Would you write out the listing verbatim and skip every picture in it?
═══ DATA SECTION ═══
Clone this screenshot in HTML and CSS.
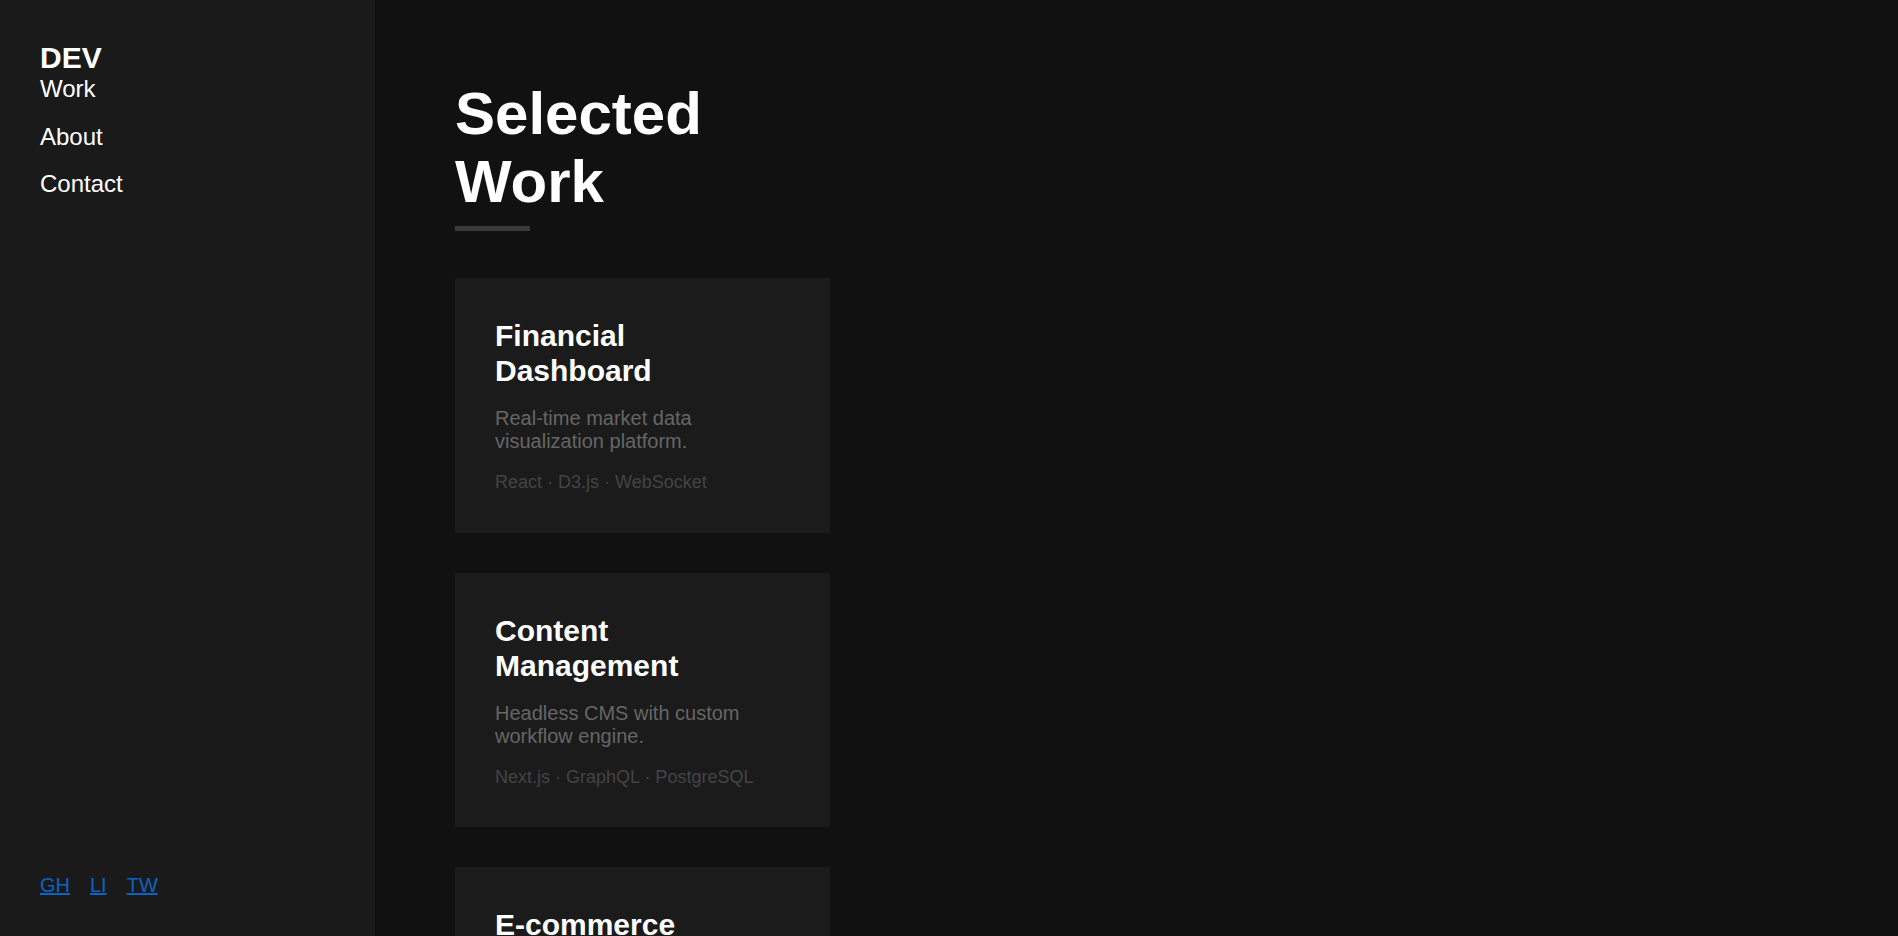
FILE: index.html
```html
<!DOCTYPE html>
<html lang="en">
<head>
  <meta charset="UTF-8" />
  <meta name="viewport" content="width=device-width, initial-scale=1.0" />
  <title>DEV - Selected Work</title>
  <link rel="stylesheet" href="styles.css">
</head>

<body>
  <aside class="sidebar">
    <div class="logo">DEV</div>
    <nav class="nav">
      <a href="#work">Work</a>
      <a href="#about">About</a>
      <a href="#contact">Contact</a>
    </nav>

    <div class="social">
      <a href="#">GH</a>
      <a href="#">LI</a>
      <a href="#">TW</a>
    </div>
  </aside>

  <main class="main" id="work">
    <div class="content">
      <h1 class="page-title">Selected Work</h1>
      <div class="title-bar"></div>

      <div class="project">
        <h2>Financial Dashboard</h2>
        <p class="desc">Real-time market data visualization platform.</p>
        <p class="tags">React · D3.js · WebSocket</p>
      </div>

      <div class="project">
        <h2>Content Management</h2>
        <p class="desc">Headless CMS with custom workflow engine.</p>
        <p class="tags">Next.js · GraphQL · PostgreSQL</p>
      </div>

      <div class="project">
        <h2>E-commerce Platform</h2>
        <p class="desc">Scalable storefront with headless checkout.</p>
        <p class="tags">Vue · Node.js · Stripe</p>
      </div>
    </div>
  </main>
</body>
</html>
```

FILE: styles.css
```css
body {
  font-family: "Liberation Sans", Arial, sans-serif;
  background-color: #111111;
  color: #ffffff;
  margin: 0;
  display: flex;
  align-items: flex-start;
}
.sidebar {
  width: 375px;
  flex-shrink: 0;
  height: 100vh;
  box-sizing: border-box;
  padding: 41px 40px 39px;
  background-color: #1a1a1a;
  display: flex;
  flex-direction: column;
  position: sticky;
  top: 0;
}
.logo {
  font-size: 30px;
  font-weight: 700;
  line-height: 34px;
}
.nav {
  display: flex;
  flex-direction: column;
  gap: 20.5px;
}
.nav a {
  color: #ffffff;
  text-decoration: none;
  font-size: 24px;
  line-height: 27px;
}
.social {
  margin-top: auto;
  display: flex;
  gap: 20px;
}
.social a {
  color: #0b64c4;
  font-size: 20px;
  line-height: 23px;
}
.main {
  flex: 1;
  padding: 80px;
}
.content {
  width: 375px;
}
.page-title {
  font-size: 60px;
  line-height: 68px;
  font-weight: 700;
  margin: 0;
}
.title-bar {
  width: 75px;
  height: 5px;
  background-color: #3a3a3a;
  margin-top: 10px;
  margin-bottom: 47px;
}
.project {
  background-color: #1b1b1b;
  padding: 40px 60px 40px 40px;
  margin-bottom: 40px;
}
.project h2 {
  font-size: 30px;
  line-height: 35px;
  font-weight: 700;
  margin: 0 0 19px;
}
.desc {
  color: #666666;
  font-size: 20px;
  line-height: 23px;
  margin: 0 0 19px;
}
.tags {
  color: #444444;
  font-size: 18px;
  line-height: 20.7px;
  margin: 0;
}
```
═══
CORRECT RESULT
Clone this screenshot in HTML and CSS.
FILE: index.html
```html
<!DOCTYPE html>
<html lang="en">
<head>
  <meta charset="UTF-8" />
  <meta name="viewport" content="width=device-width, initial-scale=1.0" />
  <title>DEV - Selected Work</title>
  <link rel="stylesheet" href="styles.css">
</head>

<body>
  <aside class="sidebar">
    <div class="logo">DEV</div>
    <nav class="nav">
      <a href="#work">Work</a>
      <a href="#about">About</a>
      <a href="#contact">Contact</a>
    </nav>

    <div class="social">
      <a href="#">GH</a>
      <a href="#">LI</a>
      <a href="#">TW</a>
    </div>
  </aside>

  <main class="main" id="work">
    <div class="content">
      <h1 class="page-title">Selected Work</h1>
      <div class="title-bar"></div>

      <div class="project">
        <h2>Financial Dashboard</h2>
        <p class="desc">Real-time market data visualization platform.</p>
        <p class="tags">React · D3.js · WebSocket</p>
      </div>

      <div class="project">
        <h2>Content Management</h2>
        <p class="desc">Headless CMS with custom workflow engine.</p>
        <p class="tags">Next.js · GraphQL · PostgreSQL</p>
      </div>

      <div class="project">
        <h2>E-commerce Platform</h2>
        <p class="desc">Scalable storefront with headless checkout.</p>
        <p class="tags">Vue · Node.js · Stripe</p>
      </div>
    </div>
  </main>
</body>
</html>
```

FILE: styles.css
```css
body {
  font-family: "Liberation Sans", Arial, sans-serif;
  background-color: #111111;
  color: #ffffff;
  margin: 0;
  display: flex;
  align-items: flex-start;
}
.sidebar {
  width: 375px;
  flex-shrink: 0;
  height: 100vh;
  box-sizing: border-box;
  padding: 41px 40px 39px;
  background-color: #1a1a1a;
  display: flex;
  flex-direction: column;
  position: sticky;
  top: 0;
}
.logo {
  font-size: 30px;
  font-weight: 700;
  line-height: 34px;
}
.nav {
  display: flex;
  flex-direction: column;
  gap: 20.5px;
}
.nav a {
  color: #ffffff;
  text-decoration: none;
  font-size: 24px;
  line-height: 27px;
}
.social {
  margin-top: auto;
  display: flex;
  gap: 20px;
}
.social a {
  color: #0b64c4;
  font-size: 20px;
  line-height: 23px;
}
.main {
  flex: 1;
  padding: 80px;
}
.content {
  width: 375px;
}
.page-title {
  font-size: 60px;
  line-height: 68px;
  font-weight: 700;
  margin: 0;
}
.title-bar {
  width: 75px;
  height: 5px;
  background-color: #3a3a3a;
  margin-top: 10px;
  margin-bottom: 47px;
}
.project {
  background-color: #1b1b1b;
  padding: 40px 60px 40px 40px;
  margin-bottom: 40px;
}
.project h2 {
  font-size: 30px;
  line-height: 35px;
  font-weight: 700;
  margin: 0 0 19px;
}
.desc {
  color: #666666;
  font-size: 20px;
  line-height: 23px;
  margin: 0 0 19px;
}
.tags {
  color: #444444;
  font-size: 18px;
  line-height: 20.7px;
  margin: 0;
}
```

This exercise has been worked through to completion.